As the return-to-office debate trundles on, who decides where the work gets done?
In April of this year, a Dutch academic was awarded €300,000, the third-highest figure ever given out by the Workplace Relations Commission (WRC) to an individual, for unfair dismissal by University College Cork (UCC).
Hired during the global pandemic, Dr Wim Naude was dismissed without warning or due process less than two years later by UCC for failing to relocate to Ireland following the easing of Covid-19 restrictions.
During this time, Naude taught remotely from the Netherlands and attended UCC for one week each month, as he struggled to secure suitable accommodation for himself and his family. He explained relocation had always been the plan, however, Ireland’s ongoing housing crisis was a significant barrier.
Though this was an “extraordinary” case, it does raise the question, where do employers and employees stand legally when on opposing sides of the return-to-work debate?
Fair play
For Síobhra Rush, a partner at law firm Lewis Silkin in Dublin, it is crucial that organisations and institutions maintain careful disciplinary processes, including fair procedures and adherence to internal policies.
The rights of employees who have been working in a remote or hybrid capacity since the onset of the pandemic “largely depend on what’s in the contract of employment in regard to the place of work”, explained Rush.
During the pandemic, public health requirements resulted in the vast majority of people working from home, however, as Rush noted, these policies are no longer in place and some employees are still seeking to work in a remote capacity despite in-person work being a contractual requirement.

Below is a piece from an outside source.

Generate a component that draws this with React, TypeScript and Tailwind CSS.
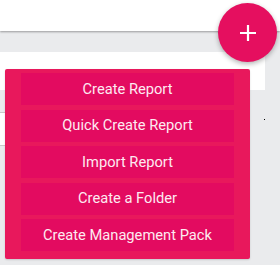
import React from 'react';

const actions = [
  'Create Report',
  'Quick Create Report',
  'Import Report',
  'Create a Folder',
  'Create Management Pack',
];

export default function App() {
  return (
    <div
      className="relative w-[280px] h-[265px] overflow-hidden bg-[#eaebed]"
      style={{ fontFamily: 'Roboto, "Liberation Sans", sans-serif' }}
    >
      {/* Page header */}
      <div className="h-[31px] bg-white shadow-[0_1px_2px_rgba(0,0,0,0.35)]" />

      {/* Page body */}
      <div className="pt-[21px] flex flex-col">
        <div className="w-[265px] h-[38px] bg-white" />
        <div className="mt-[22px] w-[200px] h-[34px] bg-white border-y border-[#c9c9c9]" />
      </div>

      <span className="absolute left-[264px] top-[119px] w-px h-px bg-black" />

      {/* Floating action button */}
      <button className="absolute left-[218px] top-[3px] w-[59px] h-[59px] rounded-full bg-[#e50f5f] shadow-[0_2px_5px_rgba(0,0,0,0.3)] flex items-center justify-center">
        <svg width="18" height="18" viewBox="0 0 18 18">
          <path d="M9 1v16M1 9h16" stroke="white" strokeWidth="2.2" />
        </svg>
      </button>

      {/* Action menu */}
      <div className="absolute left-[5px] top-[69px] w-[245px] h-[190px] rounded-[2px] bg-[#e8185c] px-4 py-1 flex flex-col gap-[4.5px] shadow-[0_1px_2px_rgba(0,0,0,0.15)]">
        {actions.map((label) => (
          <div
            key={label}
            className="h-[32px] shrink-0 bg-[#e30b60] flex items-center justify-center text-[14.7px] text-[#fdeaf1]"
          >
            {label}
          </div>
        ))}
      </div>
    </div>
  );
}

For employees who have it written into their contract that they are entitled to remotely work, an employer will need their consent to implement any changes. “Depending on the circumstances, employees may seek to argue that a change in the contract has occurred as a result of a change in the arrangement over the passage of time,” said Rush.
“However, if an employer has communicated that remote or hybrid working arrangements have been temporary and subject to review, then it’s more difficult to argue that the employment contract has been permanently amended in this way.”

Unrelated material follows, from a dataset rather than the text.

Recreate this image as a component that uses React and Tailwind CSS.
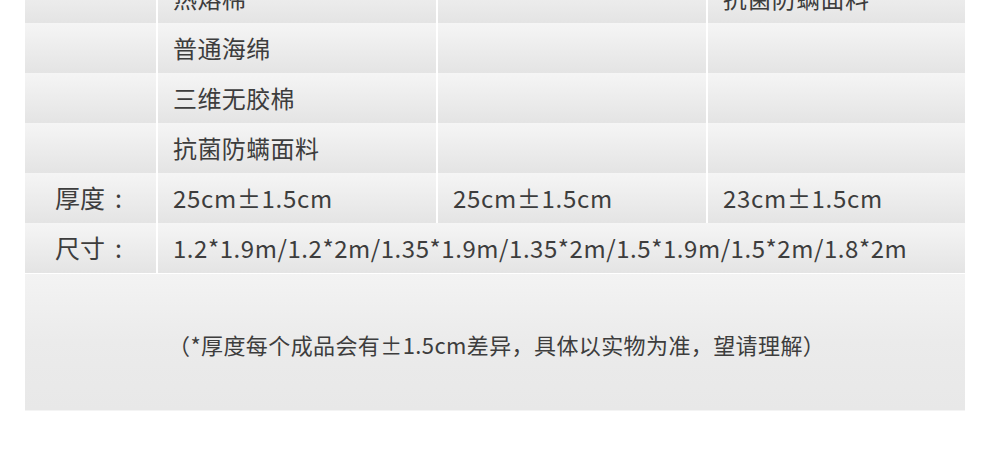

Regardless of the policies already in place, Rush noted since March of 2024, employees have the legal right to request remote working, which employers must consider under specific rules within the Code of Practice laid out by the WRC.
“However, it’s important to remember that it only confers a right to request a remote working arrangement – it’s not a right to work remotely. Employers must consider a remote work request in an objective, fair and reasonable manner,” she said.
Factors that an employer should take into consideration when coming to a decision include the suitability of the role, business criteria and employee needs. “There is also no right to bring a claim for a refusal of a request, only the process which led to the decision.”
Reasonable accommodations
In a legal sense, the phrase ‘reasonable accommodation’ has a specific meaning in Ireland, explained Rush. “Under Irish law (the Employment Equality Acts ‘EEA’), employers are required to make certain ‘reasonable’ adjustments to the workplace to allow individuals with a disability to carry out their role.”
With this in mind, employers are obligated to take measures that enable people living with disabilities to access, participate and undergo employment -related training, provided it is not a ‘disproportionate burden’ for the employer,
“The EEA does not, however, oblige employers to recruit, promote, retain or provide training to an individual who is not capable of undertaking the duties attached to that position,” Rush said.
As such, if an employee with a disability, who has documented evidence of their requirements, asks to work from home, an employer must give it consideration as a reasonable request, but also assess the burden on the business if remote work is permitted.
“Outside of that legal concept and in the context of general overall flexibility when looking at requests to work remotely, it’s helpful if employers are not too rigid in their expectations,” said Rush.
“Ultimately, it’s up to the employer to run their business as they see fit, and if this doesn’t suit the particular employee request, provided the employer has complied with the mandatory obligations set out above, they can insist on a particular working arrangement if they have to.”
Consequences
A recent International Work Group survey found that the ability to work flexibly and remotely continues to be a priority for modern-day employees. Of the respondents who are parents, 74pc stated that they would look for a new job if their current role required them to commute to a central office five days a week.
Are employers potentially creating a poor working environment by attempting to pressure employees to go back into the office? According to Rush, this depends on how the employer approaches the matter. For some, the issue is strictly contractual and a failure to meet expectations is a breach of the contract, leading to a disciplinary process.
“Some employers have considered reducing bonus payments for employees who haven’t complied with their policies on returning to the office. These approaches certainly have the potential to create employee relations issues,” she said.
To limit the negative effects of disputes in the workplace, Rush advised employers to a return to the office sensitively, openly and transparently, working to maintain courteous employee relations.
“Even if requesting a return to the office is not a contractual change, appropriate consultation which addresses the reasons why office attendance is necessary, and sets out expectations or obligations on both sides in a reasonable way, can help maintain a positive working environment.”